* **SOURCE MATERIAL**:
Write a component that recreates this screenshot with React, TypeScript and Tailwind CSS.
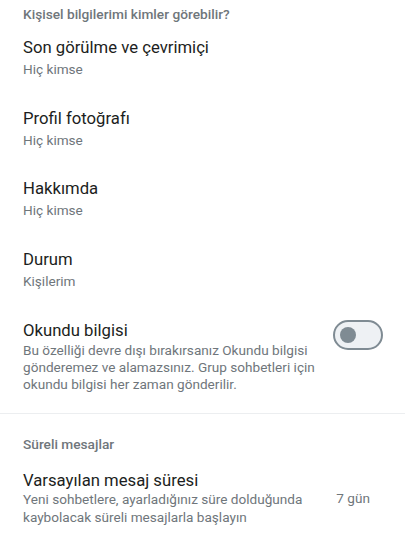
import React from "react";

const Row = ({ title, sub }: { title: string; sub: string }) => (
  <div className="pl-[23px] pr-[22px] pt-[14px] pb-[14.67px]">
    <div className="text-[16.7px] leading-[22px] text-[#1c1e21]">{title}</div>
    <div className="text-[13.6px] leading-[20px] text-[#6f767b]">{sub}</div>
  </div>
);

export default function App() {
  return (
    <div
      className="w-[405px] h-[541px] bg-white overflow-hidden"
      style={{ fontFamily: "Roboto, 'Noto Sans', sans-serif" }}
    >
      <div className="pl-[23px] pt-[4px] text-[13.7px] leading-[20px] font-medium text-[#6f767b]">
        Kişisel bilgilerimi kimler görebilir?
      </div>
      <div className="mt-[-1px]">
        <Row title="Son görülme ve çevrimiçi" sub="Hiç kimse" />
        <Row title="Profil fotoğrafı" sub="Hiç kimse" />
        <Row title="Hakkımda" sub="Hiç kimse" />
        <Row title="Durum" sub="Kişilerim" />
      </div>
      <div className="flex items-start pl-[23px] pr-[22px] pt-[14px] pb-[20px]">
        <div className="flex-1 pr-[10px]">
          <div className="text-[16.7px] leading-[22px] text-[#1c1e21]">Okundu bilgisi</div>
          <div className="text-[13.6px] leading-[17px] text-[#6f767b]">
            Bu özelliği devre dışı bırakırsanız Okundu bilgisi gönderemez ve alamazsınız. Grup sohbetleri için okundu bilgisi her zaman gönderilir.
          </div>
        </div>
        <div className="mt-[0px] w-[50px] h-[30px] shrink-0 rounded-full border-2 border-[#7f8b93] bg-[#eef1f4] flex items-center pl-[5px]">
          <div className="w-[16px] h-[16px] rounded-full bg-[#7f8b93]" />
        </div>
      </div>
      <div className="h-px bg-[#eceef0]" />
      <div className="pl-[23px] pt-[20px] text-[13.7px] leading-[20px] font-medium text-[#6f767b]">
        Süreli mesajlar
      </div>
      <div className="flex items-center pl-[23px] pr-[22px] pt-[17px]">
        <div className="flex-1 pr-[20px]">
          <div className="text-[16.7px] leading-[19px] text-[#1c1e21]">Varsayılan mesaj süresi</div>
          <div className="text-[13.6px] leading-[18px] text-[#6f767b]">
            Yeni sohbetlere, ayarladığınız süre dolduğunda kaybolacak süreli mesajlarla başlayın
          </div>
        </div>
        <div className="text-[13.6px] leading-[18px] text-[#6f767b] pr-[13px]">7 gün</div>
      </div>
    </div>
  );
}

* **CHALLENGE**: Work out the number of lines above that include the string "React" and write only that number.

* **COMPLETED EXERCISE**: 2